Out of abundant and outgoing love, God has created the world, and has given it to all humanity for faithful use and sharing. As recipients of God's gift of life, we are called to see the world through God's eyes, offering it in blessing through our own acts of love, sharing and appropriate use.

But, because of our sin and selfishness, we have misused God's gift. We have allowed the interests of a few to diminish the life of many. It has led to the rise of unjust structures which perpetuate dependence and poverty for the majority of the world's people. This surely is contrary to the purpose of God.

It is in the midst of this sinful reality that in Jesus Christ God offered God's very self for the life of the world.

The presence of the Risen Lord in the power of the Holy Spirit enables us to break down barriers and renew structures, preparing for the coming of God's kingdom of justice and peace.

The new life given by the Holy Spirit in Christ creates us as a new people members of one body, bearing one another's burdens and sharing together in God's gift of life for all.

In the eucharist, we offer to God ourselves and the whole of creation in its brokenness, and receive all things back anew. The eucharist sends us back into the world to be Christ's body, broken and shared for the life of the world.

As the first-fruits of the new humanity, the church is called to stand in solidarity with all people, particularly with the poor and the oppressed, and to challenge the value systems of this world.

Having confidence in the grace of God in Jesus Christ, who alone to the divine wi1l through the Holy Spirit enables us to live in obedience to the divine will, we the participants in the world consultation on resource-sharing, coming from different regions, cmmit urselves to a common discipline of sharing among all God's people.

II

In all such sharing we commit ourselves
1. To a fundamentally new value system based on justice, peace and the integrity of creation. It will be a system that recognizes the rich resources of human communities, their cultural and spiritual contributions and the wealth of nature. It will be radically different from the value system on which the present economic and political orders are based and which lies behind the current crises like those of nuclear threat and industrial pollution.
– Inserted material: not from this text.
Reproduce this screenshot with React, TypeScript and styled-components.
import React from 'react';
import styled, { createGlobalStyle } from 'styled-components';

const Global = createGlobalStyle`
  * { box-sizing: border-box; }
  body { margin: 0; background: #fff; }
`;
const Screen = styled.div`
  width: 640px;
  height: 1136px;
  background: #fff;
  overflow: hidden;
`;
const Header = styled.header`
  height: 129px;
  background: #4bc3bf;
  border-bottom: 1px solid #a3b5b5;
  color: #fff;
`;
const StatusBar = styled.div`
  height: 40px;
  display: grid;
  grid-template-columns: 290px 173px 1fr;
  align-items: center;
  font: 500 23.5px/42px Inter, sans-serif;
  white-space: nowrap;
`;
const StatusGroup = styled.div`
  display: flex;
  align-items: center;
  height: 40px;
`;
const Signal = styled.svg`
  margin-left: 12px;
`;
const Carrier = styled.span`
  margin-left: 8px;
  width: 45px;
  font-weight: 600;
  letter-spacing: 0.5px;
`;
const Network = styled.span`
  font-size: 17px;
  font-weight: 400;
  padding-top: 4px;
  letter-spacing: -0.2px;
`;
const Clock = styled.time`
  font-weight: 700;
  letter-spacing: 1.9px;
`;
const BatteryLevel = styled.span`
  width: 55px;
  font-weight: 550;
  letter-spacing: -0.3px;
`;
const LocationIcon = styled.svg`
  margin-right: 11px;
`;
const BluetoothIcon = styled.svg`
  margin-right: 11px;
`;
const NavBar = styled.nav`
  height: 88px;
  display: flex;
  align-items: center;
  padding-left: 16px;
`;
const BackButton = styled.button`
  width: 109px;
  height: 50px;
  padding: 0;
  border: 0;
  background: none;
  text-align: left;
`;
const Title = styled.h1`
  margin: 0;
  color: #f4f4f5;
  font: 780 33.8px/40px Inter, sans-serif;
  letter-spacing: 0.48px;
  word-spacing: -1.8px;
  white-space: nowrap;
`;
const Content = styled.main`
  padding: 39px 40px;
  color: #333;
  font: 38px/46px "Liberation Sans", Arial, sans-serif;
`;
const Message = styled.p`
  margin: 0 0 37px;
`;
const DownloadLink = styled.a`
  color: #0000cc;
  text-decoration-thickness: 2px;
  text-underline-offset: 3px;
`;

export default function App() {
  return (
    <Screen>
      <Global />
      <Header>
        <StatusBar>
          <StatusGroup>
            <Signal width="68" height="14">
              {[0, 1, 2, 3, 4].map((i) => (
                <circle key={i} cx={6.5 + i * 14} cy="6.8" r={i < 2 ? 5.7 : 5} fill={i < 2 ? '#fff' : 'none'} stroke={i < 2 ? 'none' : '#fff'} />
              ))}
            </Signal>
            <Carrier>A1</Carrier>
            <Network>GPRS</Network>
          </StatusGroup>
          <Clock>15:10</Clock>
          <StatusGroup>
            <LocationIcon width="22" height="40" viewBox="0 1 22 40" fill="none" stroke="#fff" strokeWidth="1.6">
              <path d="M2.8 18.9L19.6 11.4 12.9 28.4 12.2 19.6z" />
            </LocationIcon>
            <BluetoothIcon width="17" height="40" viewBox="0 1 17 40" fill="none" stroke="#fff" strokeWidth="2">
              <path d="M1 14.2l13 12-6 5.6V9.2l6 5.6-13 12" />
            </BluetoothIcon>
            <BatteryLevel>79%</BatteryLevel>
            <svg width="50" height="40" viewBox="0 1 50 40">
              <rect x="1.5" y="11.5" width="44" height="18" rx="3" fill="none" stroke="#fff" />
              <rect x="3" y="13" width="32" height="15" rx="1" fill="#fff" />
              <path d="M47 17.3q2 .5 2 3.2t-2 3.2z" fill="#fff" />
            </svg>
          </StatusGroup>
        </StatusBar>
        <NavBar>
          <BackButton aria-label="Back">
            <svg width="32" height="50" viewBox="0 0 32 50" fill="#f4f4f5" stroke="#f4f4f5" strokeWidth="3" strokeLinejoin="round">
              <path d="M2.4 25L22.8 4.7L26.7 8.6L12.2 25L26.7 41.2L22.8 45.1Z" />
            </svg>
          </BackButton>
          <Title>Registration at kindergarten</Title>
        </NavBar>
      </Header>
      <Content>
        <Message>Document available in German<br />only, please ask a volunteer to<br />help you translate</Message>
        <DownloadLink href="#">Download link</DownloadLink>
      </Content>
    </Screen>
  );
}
2. To a new understanding of sharing in which those who have been marginalized by reason of sex, age, economic and political condition, ethnic origin and disability, and those who are homeless, refugees, asylum-seekers and migrants take their place at the centre of all decision and actions as equal partners.

This means, for example, that

  • churches, council and networks will establish for this purpose ecumenical mechanisms both nationally and regionally;
  • equitable representation will be provided for women and youth in decision-making structures.
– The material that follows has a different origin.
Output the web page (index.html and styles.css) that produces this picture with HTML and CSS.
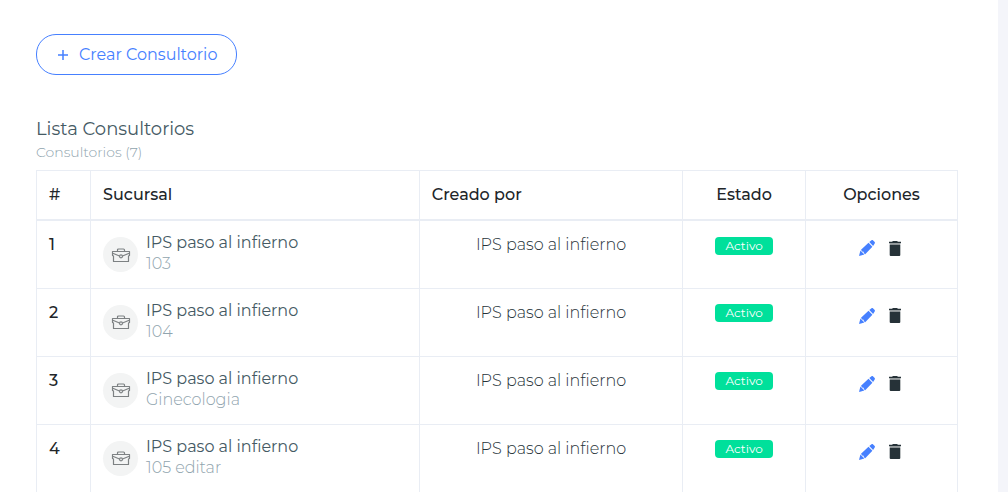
FILE: index.html
```html
<!DOCTYPE html>
<html lang="es">
<head>
<meta charset="utf-8">
<meta name="viewport" content="width=device-width, initial-scale=1">
<title>Consultorios</title>
<link rel="stylesheet" href="styles.css">
</head>
<body>
<svg class="sprite" aria-hidden="true">
  <symbol id="briefcase" viewBox="0 0 20 16">
    <g fill="none" stroke="#7d8183" stroke-width="1.200" stroke-linejoin="round">
      <path d="M1.500 4.500h17v4l-1 .6v5.400h-15V9.100l-1-.6zM6.500 4.500V3q0-1 1-1h5q1 0 1 1v1.500M1.800 6.200L8.500 9M18.200 6.200L11.500 9"/>
      <circle cx="10" cy="9.300" r="1.500" fill="#f3f4f4"/>
    </g>
  </symbol>
  <symbol id="pencil" viewBox="0 0 16 16">
    <path fill="#4680ff" d="M0 16l1.400-5.400 4 4zM2 9.700l7.500-6.900 3.900 4-7.200 7.500-1.300-1-.3-1.500-1.500-.3zM10.300 2.100L12.500.3c.6-.4 1-.4 1.400 0l1.800 1.800c.3.400.3.800 0 1.300l-1.600 2.600z"/>
  </symbol>
  <symbol id="trash" viewBox="0 0 12 15">
    <path fill="#263238" d="M0 .8h3L4 0h4l1 .8h3v1.400H0zM.7 4h10.600v10q0 1-1 1H1.700q-1 0-1-1z"/>
    <path fill="#8b9194" d="M.7 2.200h10.600V4H.7z"/>
  </symbol>
</svg>
<main class="panel">
  <button class="create" type="button"><svg class="plus" viewBox="0 0 10 10" aria-hidden="true"><path d="M5 0v10M0 5h10" stroke="currentColor" stroke-width="1.500"/></svg>Crear Consultorio</button>
  <h1 class="title">Lista Consultorios</h1>
  <p class="subtitle">Consultorios (7)</p>
  <table class="table">
    <colgroup><col class="col-num"><col class="col-branch"><col class="col-author"><col class="col-state"><col class="col-options"></colgroup>
    <thead>
      <tr><th scope="col">#</th><th scope="col">Sucursal</th><th scope="col">Creado por</th><th class="center" scope="col">Estado</th><th class="center" scope="col">Opciones</th></tr>
    </thead>
    <tbody>
      <tr>
        <th scope="row">1</th>
        <td><div class="branch"><span class="avatar"><svg><use href="#briefcase"/></svg></span><div><div class="name">IPS paso al infierno</div><div class="room">103</div></div></div></td>
        <td class="center">IPS paso al infierno</td>
        <td class="center"><span class="badge">Activo</span></td>
        <td><div class="actions"><button type="button" aria-label="Editar"><svg class="edit"><use href="#pencil"/></svg></button><button type="button" aria-label="Eliminar"><svg class="delete"><use href="#trash"/></svg></button></div></td>
      </tr>
      <tr>
        <th scope="row">2</th>
        <td><div class="branch"><span class="avatar"><svg><use href="#briefcase"/></svg></span><div><div class="name">IPS paso al infierno</div><div class="room">104</div></div></div></td>
        <td class="center">IPS paso al infierno</td>
        <td class="center"><span class="badge">Activo</span></td>
        <td><div class="actions"><button type="button" aria-label="Editar"><svg class="edit"><use href="#pencil"/></svg></button><button type="button" aria-label="Eliminar"><svg class="delete"><use href="#trash"/></svg></button></div></td>
      </tr>
      <tr>
        <th scope="row">3</th>
        <td><div class="branch"><span class="avatar"><svg><use href="#briefcase"/></svg></span><div><div class="name">IPS paso al infierno</div><div class="room">Ginecologia</div></div></div></td>
        <td class="center">IPS paso al infierno</td>
        <td class="center"><span class="badge">Activo</span></td>
        <td><div class="actions"><button type="button" aria-label="Editar"><svg class="edit"><use href="#pencil"/></svg></button><button type="button" aria-label="Eliminar"><svg class="delete"><use href="#trash"/></svg></button></div></td>
      </tr>
      <tr>
        <th scope="row">4</th>
        <td><div class="branch"><span class="avatar"><svg><use href="#briefcase"/></svg></span><div><div class="name">IPS paso al infierno</div><div class="room">105 editar</div></div></div></td>
        <td class="center">IPS paso al infierno</td>
        <td class="center"><span class="badge">Activo</span></td>
        <td><div class="actions"><button type="button" aria-label="Editar"><svg class="edit"><use href="#pencil"/></svg></button><button type="button" aria-label="Eliminar"><svg class="delete"><use href="#trash"/></svg></button></div></td>
      </tr>
    </tbody>
  </table>
</main>
</body>
</html>
```
FILE: styles.css
```css
* { box-sizing: border-box; }
body {
  margin: 0;
  background: #f4f5fa;
  font: 300 16px/24px Montserrat, Inter, sans-serif;
  color: #263238;
}
.sprite { position: absolute; width: 0; height: 0; }
.panel {
  min-height: 100vh;
  margin-right: 10px;
  padding: 34px 40px 0 36px;
  background: #fff;
}
.create {
  display: flex;
  align-items: center;
  gap: 11px;
  height: 41px;
  padding: 0 19px 0 21px;
  border: 1px solid #4680ff;
  border-radius: 20px;
  background: none;
  color: #4680ff;
  font: inherit;
  font-weight: 400;
}
.plus { width: 10px; height: 10px; }
.title {
  margin: 42px 0 0;
  font-size: 18px;
  line-height: 24px;
  font-weight: 400;
  color: #455a64;
}
.subtitle {
  margin: 0 0 6px;
  font-size: 14px;
  line-height: 23px;
  color: #90a4ae;
}
.table {
  width: 100%;
  table-layout: fixed;
  border-collapse: collapse;
}
.col-num { width: 54px; }
.col-branch { width: 35.700%; }
.col-author { width: 28.600%; }
.col-options { width: 16.500%; }
.table th, .table td {
  padding: 12px;
  border: 1px solid #e9edf4;
  text-align: left;
  vertical-align: top;
}
.table th { font-weight: 500; color: #212529; }
.table thead th { border-bottom-width: 2px; }
.table tbody tr { height: 68px; }
.table tbody td { padding-bottom: 0; }
.table .center { text-align: center; }
.branch { display: flex; gap: 8px; }
.avatar {
  display: grid;
  place-items: center;
  width: 35px;
  height: 35px;
  margin-top: 4px;
  border-radius: 50%;
  background: #f3f4f4;
}
.avatar svg { width: 20px; height: 16px; }
.name { line-height: 20px; }
.room { line-height: 22px; }
.name { color: #455a64; font-weight: 400; }
.room { color: #90a4ae; }
.badge {
  display: inline-block;
  padding: 0 10px;
  border-radius: 4px;
  background: #00e09b;
  color: #fff;
  font-size: 12px;
  line-height: 18px;
  font-weight: 400;
  vertical-align: middle;
}
.actions {
  display: flex;
  justify-content: center;
  align-items: center;
  gap: 14px;
  padding: 7px 3px 0 0;
}
.actions button {
  display: flex;
  padding: 0;
  border: 0;
  background: none;
}
.edit { width: 16px; height: 16px; }
.delete { width: 12px; height: 15px; }
```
3. To identify with the poor and oppressed and their organized movements in the struggle for justice and human dignity in church and society. This in turn will imply the refusal to participate, either as giver or receiver, in ways of sharing that undermine this struggle.

4. To bear witness to the mission of God by identifying, exposing and confronting at all levels the root causes, and the structures, of injustice which lead to the exploitation of the wealth and people of the third world and result in poverty and the destruction of creation. This entails working for a new economic and political order.

This would mean, for example that the churches of the North and the South commit themselves to strengthen and participate in the various anti-nuclear movements and to bring pressure upon their governments to stop nuclear testing and the dumping of nuclear waste. It will also mean joining with the people in their struggle against transnational corporations, militarism and foreign intervention and occupation.

5. To enable people to organize themselves and realize their potential and power as individuals and communities, working towards the kind of self-reliance and self-determination which are an essential condition of interdependence.

6. To be open to one another as friends on the basis of common commitment, mutual trust, confession and forgiveness, keeping one another informed of all plans and programmes and submitting ourselves to mutual accountability and correction.

This implies, for example, the implementation of mutual accountability and participation in decision-making between the South and the North.

7. To represent to one another our needs and problems in relationships where there are no absolute donors, or absolute recipients, but all have needs to be met and gifts to give, and to work for the structural changes in the institutions of the North and the South which this calls for.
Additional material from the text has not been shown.